■ What you have to do
Transcribe the listing exactly, leaving out every picture.

■ Data
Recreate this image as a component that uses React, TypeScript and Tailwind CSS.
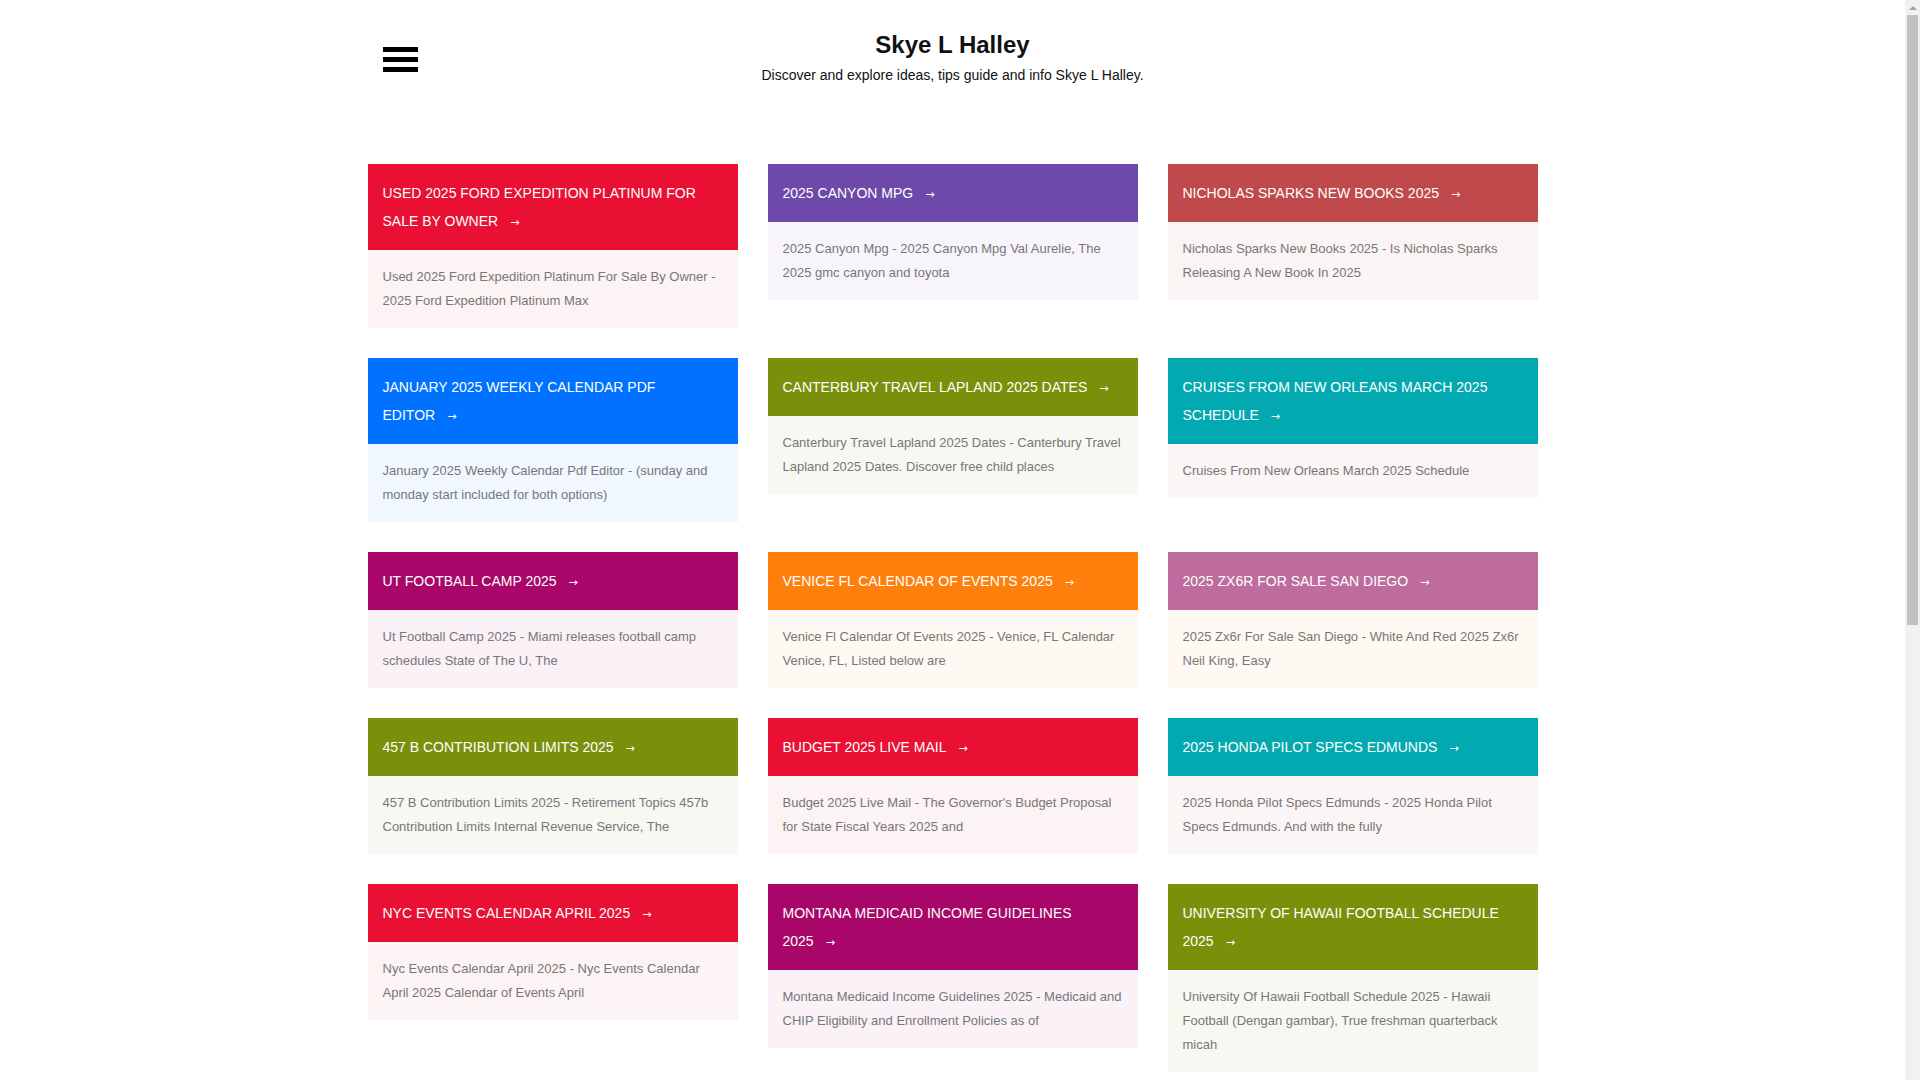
import React from "react";

interface Post {
  title: string;
  excerpt: string;
  head: string;
  body: string;
}

const posts: Post[] = [
  {
    title: "Used 2025 Ford Expedition Platinum For Sale By Owner",
    excerpt: "Used 2025 Ford Expedition Platinum For Sale By Owner - 2025 Ford Expedition Platinum Max",
    head: "bg-[#e91034]",
    body: "bg-[#fcf3f5]",
  },
  {
    title: "2025 Canyon Mpg",
    excerpt: "2025 Canyon Mpg - 2025 Canyon Mpg Val Aurelie, The 2025 gmc canyon and toyota",
    head: "bg-[#6d4aa9]",
    body: "bg-[#f7f5fb]",
  },
  {
    title: "Nicholas Sparks New Books 2025",
    excerpt: "Nicholas Sparks New Books 2025 - Is Nicholas Sparks Releasing A New Book In 2025",
    head: "bg-[#c0494b]",
    body: "bg-[#faf4f4]",
  },
  {
    title: "January 2025 Weekly Calendar Pdf Editor",
    excerpt: "January 2025 Weekly Calendar Pdf Editor - (sunday and monday start included for both options)",
    head: "bg-[#0072ff]",
    body: "bg-[#f0f7ff]",
  },
  {
    title: "Canterbury Travel Lapland 2025 Dates",
    excerpt: "Canterbury Travel Lapland 2025 Dates - Canterbury Travel Lapland 2025 Dates. Discover free child places",
    head: "bg-[#7a900b]",
    body: "bg-[#f8f8f3]",
  },
  {
    title: "Cruises From New Orleans March 2025 Schedule",
    excerpt: "Cruises From New Orleans March 2025 Schedule",
    head: "bg-[#02a9b0]",
    body: "bg-[#fbf5f5]",
  },
  {
    title: "Ut Football Camp 2025",
    excerpt: "Ut Football Camp 2025 - Miami releases football camp schedules State of The U, The",
    head: "bg-[#a80769]",
    body: "bg-[#faf2f7]",
  },
  {
    title: "Venice Fl Calendar Of Events 2025",
    excerpt: "Venice Fl Calendar Of Events 2025 - Venice, FL Calendar Venice, FL, Listed below are",
    head: "bg-[#ff7f0c]",
    body: "bg-[#fff9f3]",
  },
  {
    title: "2025 Zx6r For Sale San Diego",
    excerpt: "2025 Zx6r For Sale San Diego - White And Red 2025 Zx6r Neil King, Easy",
    head: "bg-[#be6b9e]",
    body: "bg-[#fff9f3]",
  },
  {
    title: "457 B Contribution Limits 2025",
    excerpt: "457 B Contribution Limits 2025 - Retirement Topics 457b Contribution Limits Internal Revenue Service, The",
    head: "bg-[#7a900b]",
    body: "bg-[#f8f8f3]",
  },
  {
    title: "Budget 2025 Live Mail",
    excerpt: "Budget 2025 Live Mail - The Governor's Budget Proposal for State Fiscal Years 2025 and",
    head: "bg-[#e91034]",
    body: "bg-[#fcf3f5]",
  },
  {
    title: "2025 Honda Pilot Specs Edmunds",
    excerpt: "2025 Honda Pilot Specs Edmunds - 2025 Honda Pilot Specs Edmunds. And with the fully",
    head: "bg-[#02a9b0]",
    body: "bg-[#fbf5f5]",
  },
  {
    title: "Nyc Events Calendar April 2025",
    excerpt: "Nyc Events Calendar April 2025 - Nyc Events Calendar April 2025 Calendar of Events April",
    head: "bg-[#e91034]",
    body: "bg-[#fcf3f5]",
  },
  {
    title: "Montana Medicaid Income Guidelines 2025",
    excerpt: "Montana Medicaid Income Guidelines 2025 - Medicaid and CHIP Eligibility and Enrollment Policies as of",
    head: "bg-[#a80769]",
    body: "bg-[#faf2f7]",
  },
  {
    title: "University Of Hawaii Football Schedule 2025",
    excerpt: "University Of Hawaii Football Schedule 2025 - Hawaii Football (Dengan gambar), True freshman quarterback micah",
    head: "bg-[#7a900b]",
    body: "bg-[#f8f8f3]",
  },
];

const PostCard = ({ post }: { post: Post }) => (
  <div>
    <a href="#" className={`block px-[15px] py-[15px] ${post.head}`}>
      <h2 className="text-[14px] leading-[28px] uppercase text-white font-normal">
        {post.title}
        <span className="ml-[12px] font-['DejaVu_Sans',sans-serif] text-[11px] leading-none">→</span>
      </h2>
    </a>
    <div className={`px-[15px] py-[15px] ${post.body}`}>
      <p className="text-[13px] leading-[24px] text-[#777]">{post.excerpt}</p>
    </div>
  </div>
);

// the page scrollbar, as it shows in the screenshot
const ScrollTrack = () => (
  <div className="w-[15px] h-screen bg-[#f1f1f1] flex flex-col items-center">
    <div className="h-[15px] flex items-center justify-center">
      <div className="w-0 h-0 border-l-[4px] border-r-[4px] border-b-[4px] border-l-transparent border-r-transparent border-b-[#a3a3a3]" />
    </div>
    <div className="w-[11px] h-[610px] bg-[#c1c1c1]" />
  </div>
);

export default function App() {
  return (
    <div className="flex h-screen bg-white font-['Liberation_Sans',Arial,sans-serif] text-[#222]">
      <div className="flex-1 overflow-y-auto">
        <div className="w-[1170px] mx-auto pb-[160px]">
          <header className="grid grid-cols-[1fr_auto_1fr] pt-[31px]">
            <button className="self-start mt-[16px] ml-[15px] w-[35px] flex flex-col gap-[5px]">
              <span className="block h-[5px] bg-black" />
              <span className="block h-[5px] bg-black" />
              <span className="block h-[5px] bg-black" />
            </button>
            <div className="text-center">
              <h1 className="text-[24px] leading-[28px] font-bold text-[#111]">Skye L Halley</h1>
              <p className="mt-[6px] text-[14px] leading-[20px] text-[#111]">
                Discover and explore ideas, tips guide and info Skye L Halley.
              </p>
            </div>
            <div />
          </header>

          <main className="mt-[79px] grid grid-cols-3 gap-[30px] items-start">
            {posts.map((p) => (
              <PostCard key={p.title} post={p} />
            ))}
          </main>
        </div>
      </div>
      <ScrollTrack />
    </div>
  );
}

■ Answer in full
Recreate this image as a component that uses React, TypeScript and Tailwind CSS.
import React from "react";

interface Post {
  title: string;
  excerpt: string;
  head: string;
  body: string;
}

const posts: Post[] = [
  {
    title: "Used 2025 Ford Expedition Platinum For Sale By Owner",
    excerpt: "Used 2025 Ford Expedition Platinum For Sale By Owner - 2025 Ford Expedition Platinum Max",
    head: "bg-[#e91034]",
    body: "bg-[#fcf3f5]",
  },
  {
    title: "2025 Canyon Mpg",
    excerpt: "2025 Canyon Mpg - 2025 Canyon Mpg Val Aurelie, The 2025 gmc canyon and toyota",
    head: "bg-[#6d4aa9]",
    body: "bg-[#f7f5fb]",
  },
  {
    title: "Nicholas Sparks New Books 2025",
    excerpt: "Nicholas Sparks New Books 2025 - Is Nicholas Sparks Releasing A New Book In 2025",
    head: "bg-[#c0494b]",
    body: "bg-[#faf4f4]",
  },
  {
    title: "January 2025 Weekly Calendar Pdf Editor",
    excerpt: "January 2025 Weekly Calendar Pdf Editor - (sunday and monday start included for both options)",
    head: "bg-[#0072ff]",
    body: "bg-[#f0f7ff]",
  },
  {
    title: "Canterbury Travel Lapland 2025 Dates",
    excerpt: "Canterbury Travel Lapland 2025 Dates - Canterbury Travel Lapland 2025 Dates. Discover free child places",
    head: "bg-[#7a900b]",
    body: "bg-[#f8f8f3]",
  },
  {
    title: "Cruises From New Orleans March 2025 Schedule",
    excerpt: "Cruises From New Orleans March 2025 Schedule",
    head: "bg-[#02a9b0]",
    body: "bg-[#fbf5f5]",
  },
  {
    title: "Ut Football Camp 2025",
    excerpt: "Ut Football Camp 2025 - Miami releases football camp schedules State of The U, The",
    head: "bg-[#a80769]",
    body: "bg-[#faf2f7]",
  },
  {
    title: "Venice Fl Calendar Of Events 2025",
    excerpt: "Venice Fl Calendar Of Events 2025 - Venice, FL Calendar Venice, FL, Listed below are",
    head: "bg-[#ff7f0c]",
    body: "bg-[#fff9f3]",
  },
  {
    title: "2025 Zx6r For Sale San Diego",
    excerpt: "2025 Zx6r For Sale San Diego - White And Red 2025 Zx6r Neil King, Easy",
    head: "bg-[#be6b9e]",
    body: "bg-[#fff9f3]",
  },
  {
    title: "457 B Contribution Limits 2025",
    excerpt: "457 B Contribution Limits 2025 - Retirement Topics 457b Contribution Limits Internal Revenue Service, The",
    head: "bg-[#7a900b]",
    body: "bg-[#f8f8f3]",
  },
  {
    title: "Budget 2025 Live Mail",
    excerpt: "Budget 2025 Live Mail - The Governor's Budget Proposal for State Fiscal Years 2025 and",
    head: "bg-[#e91034]",
    body: "bg-[#fcf3f5]",
  },
  {
    title: "2025 Honda Pilot Specs Edmunds",
    excerpt: "2025 Honda Pilot Specs Edmunds - 2025 Honda Pilot Specs Edmunds. And with the fully",
    head: "bg-[#02a9b0]",
    body: "bg-[#fbf5f5]",
  },
  {
    title: "Nyc Events Calendar April 2025",
    excerpt: "Nyc Events Calendar April 2025 - Nyc Events Calendar April 2025 Calendar of Events April",
    head: "bg-[#e91034]",
    body: "bg-[#fcf3f5]",
  },
  {
    title: "Montana Medicaid Income Guidelines 2025",
    excerpt: "Montana Medicaid Income Guidelines 2025 - Medicaid and CHIP Eligibility and Enrollment Policies as of",
    head: "bg-[#a80769]",
    body: "bg-[#faf2f7]",
  },
  {
    title: "University Of Hawaii Football Schedule 2025",
    excerpt: "University Of Hawaii Football Schedule 2025 - Hawaii Football (Dengan gambar), True freshman quarterback micah",
    head: "bg-[#7a900b]",
    body: "bg-[#f8f8f3]",
  },
];

const PostCard = ({ post }: { post: Post }) => (
  <div>
    <a href="#" className={`block px-[15px] py-[15px] ${post.head}`}>
      <h2 className="text-[14px] leading-[28px] uppercase text-white font-normal">
        {post.title}
        <span className="ml-[12px] font-['DejaVu_Sans',sans-serif] text-[11px] leading-none">→</span>
      </h2>
    </a>
    <div className={`px-[15px] py-[15px] ${post.body}`}>
      <p className="text-[13px] leading-[24px] text-[#777]">{post.excerpt}</p>
    </div>
  </div>
);

// the page scrollbar, as it shows in the screenshot
const ScrollTrack = () => (
  <div className="w-[15px] h-screen bg-[#f1f1f1] flex flex-col items-center">
    <div className="h-[15px] flex items-center justify-center">
      <div className="w-0 h-0 border-l-[4px] border-r-[4px] border-b-[4px] border-l-transparent border-r-transparent border-b-[#a3a3a3]" />
    </div>
    <div className="w-[11px] h-[610px] bg-[#c1c1c1]" />
  </div>
);

export default function App() {
  return (
    <div className="flex h-screen bg-white font-['Liberation_Sans',Arial,sans-serif] text-[#222]">
      <div className="flex-1 overflow-y-auto">
        <div className="w-[1170px] mx-auto pb-[160px]">
          <header className="grid grid-cols-[1fr_auto_1fr] pt-[31px]">
            <button className="self-start mt-[16px] ml-[15px] w-[35px] flex flex-col gap-[5px]">
              <span className="block h-[5px] bg-black" />
              <span className="block h-[5px] bg-black" />
              <span className="block h-[5px] bg-black" />
            </button>
            <div className="text-center">
              <h1 className="text-[24px] leading-[28px] font-bold text-[#111]">Skye L Halley</h1>
              <p className="mt-[6px] text-[14px] leading-[20px] text-[#111]">
                Discover and explore ideas, tips guide and info Skye L Halley.
              </p>
            </div>
            <div />
          </header>

          <main className="mt-[79px] grid grid-cols-3 gap-[30px] items-start">
            {posts.map((p) => (
              <PostCard key={p.title} post={p} />
            ))}
          </main>
        </div>
      </div>
      <ScrollTrack />
    </div>
  );
}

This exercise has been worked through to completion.